The photos on the left and right are of Earse Skinner. His comrad in the left photo is unidentified.

Clyde Skinner, son of Perry “Jessie” and Flora (Bennett) Skinner, was another fighting Doughboy from Orlando who managed to survive the war. Following his war service, Clyde married the former Mariah Pritt and resided in Clarksburg.

Okey Strader of Road Run served in the United States Army in France and Germany during the war and survived German poison gas attacks. Okey served in the 9th Infantry and 132nd Infantry Divisions and participated in the Meuse and Argonne Forest offensives in the Verdun and Troxeu Sectors. During the Argonne Forest battle, which lasted from September 1918 until the November Armistice, over 26,000 Americans were killed and over 95,000 were wounded. Oke spent an extra year in Germany with the Army of Occupation after the war ended.

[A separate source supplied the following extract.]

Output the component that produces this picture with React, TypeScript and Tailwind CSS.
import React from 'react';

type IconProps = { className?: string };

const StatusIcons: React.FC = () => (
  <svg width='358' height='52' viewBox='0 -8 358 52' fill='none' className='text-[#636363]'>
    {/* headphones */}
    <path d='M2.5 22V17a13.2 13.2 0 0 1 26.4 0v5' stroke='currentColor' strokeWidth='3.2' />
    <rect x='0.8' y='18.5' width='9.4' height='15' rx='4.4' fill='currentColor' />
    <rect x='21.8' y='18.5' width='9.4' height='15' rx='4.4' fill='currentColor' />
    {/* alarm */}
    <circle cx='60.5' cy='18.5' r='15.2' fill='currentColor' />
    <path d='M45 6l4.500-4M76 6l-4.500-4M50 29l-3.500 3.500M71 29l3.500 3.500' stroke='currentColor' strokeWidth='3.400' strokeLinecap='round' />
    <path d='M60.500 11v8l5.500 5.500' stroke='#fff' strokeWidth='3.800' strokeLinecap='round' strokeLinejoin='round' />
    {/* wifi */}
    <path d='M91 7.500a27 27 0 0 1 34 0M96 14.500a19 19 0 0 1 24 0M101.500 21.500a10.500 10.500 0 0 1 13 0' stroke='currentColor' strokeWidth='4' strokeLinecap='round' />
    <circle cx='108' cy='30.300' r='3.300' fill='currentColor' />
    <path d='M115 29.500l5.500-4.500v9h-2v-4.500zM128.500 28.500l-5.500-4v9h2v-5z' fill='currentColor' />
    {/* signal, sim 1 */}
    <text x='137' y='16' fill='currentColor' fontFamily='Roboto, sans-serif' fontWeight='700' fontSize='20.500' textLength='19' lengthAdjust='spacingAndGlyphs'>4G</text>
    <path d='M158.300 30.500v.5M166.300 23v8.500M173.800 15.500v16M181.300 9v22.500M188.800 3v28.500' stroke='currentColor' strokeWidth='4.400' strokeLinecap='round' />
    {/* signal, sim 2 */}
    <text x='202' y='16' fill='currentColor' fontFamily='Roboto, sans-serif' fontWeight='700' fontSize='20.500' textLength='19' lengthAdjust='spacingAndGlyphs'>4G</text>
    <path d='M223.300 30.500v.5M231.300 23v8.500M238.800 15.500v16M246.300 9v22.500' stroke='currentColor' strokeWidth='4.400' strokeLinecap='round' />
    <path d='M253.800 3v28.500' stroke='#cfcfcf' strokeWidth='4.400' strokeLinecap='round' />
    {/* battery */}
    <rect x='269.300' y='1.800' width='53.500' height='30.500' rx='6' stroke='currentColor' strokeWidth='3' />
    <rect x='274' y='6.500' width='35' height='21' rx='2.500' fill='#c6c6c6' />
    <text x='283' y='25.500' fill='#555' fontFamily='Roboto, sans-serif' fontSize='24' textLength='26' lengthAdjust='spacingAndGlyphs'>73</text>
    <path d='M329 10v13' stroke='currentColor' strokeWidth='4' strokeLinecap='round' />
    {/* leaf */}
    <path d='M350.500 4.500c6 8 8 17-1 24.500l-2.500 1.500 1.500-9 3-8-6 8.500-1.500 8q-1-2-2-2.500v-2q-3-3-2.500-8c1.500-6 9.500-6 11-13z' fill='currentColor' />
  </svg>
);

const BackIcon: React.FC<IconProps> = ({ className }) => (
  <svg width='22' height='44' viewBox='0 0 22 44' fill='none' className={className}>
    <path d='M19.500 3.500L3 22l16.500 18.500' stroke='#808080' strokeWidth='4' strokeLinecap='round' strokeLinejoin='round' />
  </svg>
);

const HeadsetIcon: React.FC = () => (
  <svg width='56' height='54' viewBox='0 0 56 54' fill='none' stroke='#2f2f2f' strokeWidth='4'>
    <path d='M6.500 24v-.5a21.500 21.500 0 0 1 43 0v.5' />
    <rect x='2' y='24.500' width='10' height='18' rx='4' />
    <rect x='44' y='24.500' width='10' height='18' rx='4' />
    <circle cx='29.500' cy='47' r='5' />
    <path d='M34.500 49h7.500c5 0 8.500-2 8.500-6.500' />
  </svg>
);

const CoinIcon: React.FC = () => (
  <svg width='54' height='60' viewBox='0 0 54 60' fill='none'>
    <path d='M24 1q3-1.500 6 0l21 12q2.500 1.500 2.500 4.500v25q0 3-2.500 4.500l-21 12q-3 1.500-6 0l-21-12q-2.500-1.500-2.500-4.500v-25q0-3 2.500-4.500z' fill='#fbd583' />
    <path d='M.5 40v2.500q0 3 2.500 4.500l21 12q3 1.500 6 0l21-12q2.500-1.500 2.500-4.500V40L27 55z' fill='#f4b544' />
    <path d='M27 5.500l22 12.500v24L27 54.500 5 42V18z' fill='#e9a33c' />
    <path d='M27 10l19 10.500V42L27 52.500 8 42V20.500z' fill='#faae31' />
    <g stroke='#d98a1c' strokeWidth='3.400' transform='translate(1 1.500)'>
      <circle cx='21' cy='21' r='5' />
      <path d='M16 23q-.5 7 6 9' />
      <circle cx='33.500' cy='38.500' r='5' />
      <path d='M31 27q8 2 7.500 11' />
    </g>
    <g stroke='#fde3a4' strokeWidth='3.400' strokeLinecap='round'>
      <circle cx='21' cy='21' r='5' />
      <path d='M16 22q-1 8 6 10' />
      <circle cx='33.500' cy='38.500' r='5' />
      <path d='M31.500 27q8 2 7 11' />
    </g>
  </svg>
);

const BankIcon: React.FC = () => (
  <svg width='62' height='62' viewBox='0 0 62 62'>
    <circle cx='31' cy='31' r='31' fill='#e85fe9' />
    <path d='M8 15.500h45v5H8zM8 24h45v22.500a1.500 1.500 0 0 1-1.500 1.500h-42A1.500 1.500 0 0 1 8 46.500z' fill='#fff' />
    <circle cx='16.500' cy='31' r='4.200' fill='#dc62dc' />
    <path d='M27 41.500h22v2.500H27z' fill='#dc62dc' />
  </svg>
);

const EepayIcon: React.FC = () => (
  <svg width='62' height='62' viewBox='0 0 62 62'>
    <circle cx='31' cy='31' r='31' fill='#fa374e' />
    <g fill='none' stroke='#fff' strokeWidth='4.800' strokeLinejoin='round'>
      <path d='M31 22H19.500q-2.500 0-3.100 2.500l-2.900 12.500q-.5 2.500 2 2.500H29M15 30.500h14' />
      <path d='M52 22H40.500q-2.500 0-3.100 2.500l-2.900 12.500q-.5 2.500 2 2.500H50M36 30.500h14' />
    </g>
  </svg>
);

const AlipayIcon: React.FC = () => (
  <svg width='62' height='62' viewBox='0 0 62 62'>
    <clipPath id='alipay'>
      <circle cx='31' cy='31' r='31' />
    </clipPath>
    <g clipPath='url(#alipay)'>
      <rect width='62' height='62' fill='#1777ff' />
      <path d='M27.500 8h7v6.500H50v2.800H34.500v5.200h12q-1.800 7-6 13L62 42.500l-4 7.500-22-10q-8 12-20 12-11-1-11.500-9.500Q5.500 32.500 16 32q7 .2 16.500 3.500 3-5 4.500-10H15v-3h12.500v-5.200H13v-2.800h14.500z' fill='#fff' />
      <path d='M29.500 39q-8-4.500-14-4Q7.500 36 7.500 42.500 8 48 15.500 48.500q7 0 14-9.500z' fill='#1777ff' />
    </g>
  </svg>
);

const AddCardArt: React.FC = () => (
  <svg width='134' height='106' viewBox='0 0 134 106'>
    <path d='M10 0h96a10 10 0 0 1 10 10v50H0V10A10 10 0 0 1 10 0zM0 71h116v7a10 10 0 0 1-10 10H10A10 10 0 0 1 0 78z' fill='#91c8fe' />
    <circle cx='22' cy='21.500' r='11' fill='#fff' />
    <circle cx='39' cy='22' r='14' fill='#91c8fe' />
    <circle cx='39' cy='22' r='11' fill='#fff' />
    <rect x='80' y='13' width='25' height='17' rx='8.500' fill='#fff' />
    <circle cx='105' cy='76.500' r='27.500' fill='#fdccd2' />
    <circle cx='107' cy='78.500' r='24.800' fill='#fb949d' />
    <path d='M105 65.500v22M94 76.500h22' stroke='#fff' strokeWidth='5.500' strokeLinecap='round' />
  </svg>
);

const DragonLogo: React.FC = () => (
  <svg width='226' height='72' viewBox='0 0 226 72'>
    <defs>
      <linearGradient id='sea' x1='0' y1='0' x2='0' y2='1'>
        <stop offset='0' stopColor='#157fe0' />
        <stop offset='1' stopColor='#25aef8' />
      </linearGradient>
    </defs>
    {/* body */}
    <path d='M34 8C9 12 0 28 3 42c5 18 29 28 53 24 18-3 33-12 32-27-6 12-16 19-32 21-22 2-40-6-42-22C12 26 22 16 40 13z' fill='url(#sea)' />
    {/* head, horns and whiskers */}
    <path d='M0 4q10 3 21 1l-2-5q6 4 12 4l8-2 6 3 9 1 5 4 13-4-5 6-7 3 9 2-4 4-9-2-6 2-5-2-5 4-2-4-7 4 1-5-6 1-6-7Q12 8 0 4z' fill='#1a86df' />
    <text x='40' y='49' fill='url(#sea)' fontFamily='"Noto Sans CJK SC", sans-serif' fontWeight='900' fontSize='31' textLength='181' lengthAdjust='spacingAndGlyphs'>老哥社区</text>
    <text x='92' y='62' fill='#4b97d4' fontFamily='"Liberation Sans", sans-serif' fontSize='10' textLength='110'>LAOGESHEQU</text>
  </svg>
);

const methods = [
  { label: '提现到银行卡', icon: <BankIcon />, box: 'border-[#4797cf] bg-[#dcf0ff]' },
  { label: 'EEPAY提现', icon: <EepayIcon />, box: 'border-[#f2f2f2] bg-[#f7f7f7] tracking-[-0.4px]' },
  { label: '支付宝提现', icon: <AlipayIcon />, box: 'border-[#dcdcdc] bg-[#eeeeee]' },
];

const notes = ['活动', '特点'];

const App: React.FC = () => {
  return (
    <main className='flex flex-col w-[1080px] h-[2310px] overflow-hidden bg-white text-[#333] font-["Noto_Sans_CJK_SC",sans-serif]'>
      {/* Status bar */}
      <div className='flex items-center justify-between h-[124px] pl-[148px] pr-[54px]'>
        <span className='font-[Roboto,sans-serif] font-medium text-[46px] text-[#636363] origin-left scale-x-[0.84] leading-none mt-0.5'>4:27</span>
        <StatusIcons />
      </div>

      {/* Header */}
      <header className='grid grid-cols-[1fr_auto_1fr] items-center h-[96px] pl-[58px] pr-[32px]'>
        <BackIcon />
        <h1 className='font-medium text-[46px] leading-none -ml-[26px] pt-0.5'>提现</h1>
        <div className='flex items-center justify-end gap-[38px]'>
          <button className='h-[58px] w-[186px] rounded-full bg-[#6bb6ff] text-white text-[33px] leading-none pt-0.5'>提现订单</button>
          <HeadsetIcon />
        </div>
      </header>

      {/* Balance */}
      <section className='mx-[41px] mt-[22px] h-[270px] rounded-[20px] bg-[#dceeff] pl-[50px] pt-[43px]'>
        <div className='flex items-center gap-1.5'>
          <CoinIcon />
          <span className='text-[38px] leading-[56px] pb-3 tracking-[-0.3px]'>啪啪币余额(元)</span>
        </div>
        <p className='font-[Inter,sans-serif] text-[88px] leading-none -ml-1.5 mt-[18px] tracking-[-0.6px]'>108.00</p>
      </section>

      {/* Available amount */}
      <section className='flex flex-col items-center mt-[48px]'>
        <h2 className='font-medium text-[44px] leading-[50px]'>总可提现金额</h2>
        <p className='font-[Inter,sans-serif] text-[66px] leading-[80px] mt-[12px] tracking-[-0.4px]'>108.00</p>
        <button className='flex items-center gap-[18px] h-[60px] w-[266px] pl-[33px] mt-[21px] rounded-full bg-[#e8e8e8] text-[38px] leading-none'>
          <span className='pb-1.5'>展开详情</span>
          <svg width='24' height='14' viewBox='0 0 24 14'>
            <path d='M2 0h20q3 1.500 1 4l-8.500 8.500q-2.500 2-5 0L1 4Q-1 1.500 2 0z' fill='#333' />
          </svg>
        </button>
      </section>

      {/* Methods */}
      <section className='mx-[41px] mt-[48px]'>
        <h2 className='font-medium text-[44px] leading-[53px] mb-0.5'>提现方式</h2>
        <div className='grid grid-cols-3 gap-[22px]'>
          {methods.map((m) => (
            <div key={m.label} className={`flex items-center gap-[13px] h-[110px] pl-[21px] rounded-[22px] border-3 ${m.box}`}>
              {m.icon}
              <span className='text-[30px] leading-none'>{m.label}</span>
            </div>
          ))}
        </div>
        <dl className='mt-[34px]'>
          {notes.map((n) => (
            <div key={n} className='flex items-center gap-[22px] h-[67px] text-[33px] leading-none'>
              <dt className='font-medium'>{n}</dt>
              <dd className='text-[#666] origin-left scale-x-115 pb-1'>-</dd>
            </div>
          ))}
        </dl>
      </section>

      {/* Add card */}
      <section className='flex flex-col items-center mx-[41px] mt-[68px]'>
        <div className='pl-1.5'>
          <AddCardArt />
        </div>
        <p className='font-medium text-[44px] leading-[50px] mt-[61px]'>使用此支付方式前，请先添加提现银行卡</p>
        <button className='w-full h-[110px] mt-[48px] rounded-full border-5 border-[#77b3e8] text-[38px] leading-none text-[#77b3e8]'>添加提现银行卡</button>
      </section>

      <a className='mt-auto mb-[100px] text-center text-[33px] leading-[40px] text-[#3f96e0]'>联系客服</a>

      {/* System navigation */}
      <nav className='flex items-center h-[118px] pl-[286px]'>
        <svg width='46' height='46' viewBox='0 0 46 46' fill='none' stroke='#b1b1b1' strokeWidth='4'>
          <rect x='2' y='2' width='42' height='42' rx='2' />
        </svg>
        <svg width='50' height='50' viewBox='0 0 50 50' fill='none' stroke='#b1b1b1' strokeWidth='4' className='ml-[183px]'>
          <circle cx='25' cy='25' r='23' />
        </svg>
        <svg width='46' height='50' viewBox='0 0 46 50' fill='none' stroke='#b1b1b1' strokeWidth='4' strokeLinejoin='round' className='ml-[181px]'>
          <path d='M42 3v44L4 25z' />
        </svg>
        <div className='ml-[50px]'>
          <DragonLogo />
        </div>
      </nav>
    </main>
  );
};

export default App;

John P. Brice of Three Lick was another young man from Orlando who served in the World War. John was the son of John and Margaret (McFadden) Brice. Lee Paul Moran recalls seeing John in military uniform in a photo which was displayed in the Brice living room. After the war, John married Celia Tulley, daughter of John and Margaret (McNeal) Tulley of Tulley Ridge. John was proud of his military service and was a member of the American Legion until his death.

Lee Skinner was a well known resident of Orlando, born Alfred Lee to Charles Francis and Margaret (Cosner) Skinner. Lee was working on the rail road in Akron, Ohio when he was inducted into the military shortly before the Armistice. He served briefly, but long enough to be bitten on the leg by a mule at Camp Gordon, Georgia. Lee tried unsuccessfully for years thereafter to claim a pension for his disabling “war wound” at the hands of the Kaiser’s mule.

Lee Skinner, many after the war, is pictured to th right.

Everett Skinner, the son of Francis and Lucy (Posey) Skinner, also donned the olive drab and lifted the rifle for his country during World War I. After the war Everett found employment in Port Clinton, Ohio. He married the former Kathryn Conley and lived in Ohio the remainder of his life when he died in 1972 at age 86.

Michael Elza Donaldson of the Three Lick area was inducted into the army and served as a private during the war. Another young man from the Indian Fork area who served during the First World War was Oliver Hubert Heath, the son of Charles and May (Bond) Heath. Oliver was a private in the Army. Oliver entered the service three months before the end of the war and was sent to Camp Lee, Virginia. A sergeant at Camp Lee asked the new inductees if any of them knew how to use a double bitted axe. Oliver raised his hand and was promptly put to work cutting trees at Camp Lee which he did until the end of the war. He was then discharged. We don’t have any information on how many trees at Camp Lee he cut.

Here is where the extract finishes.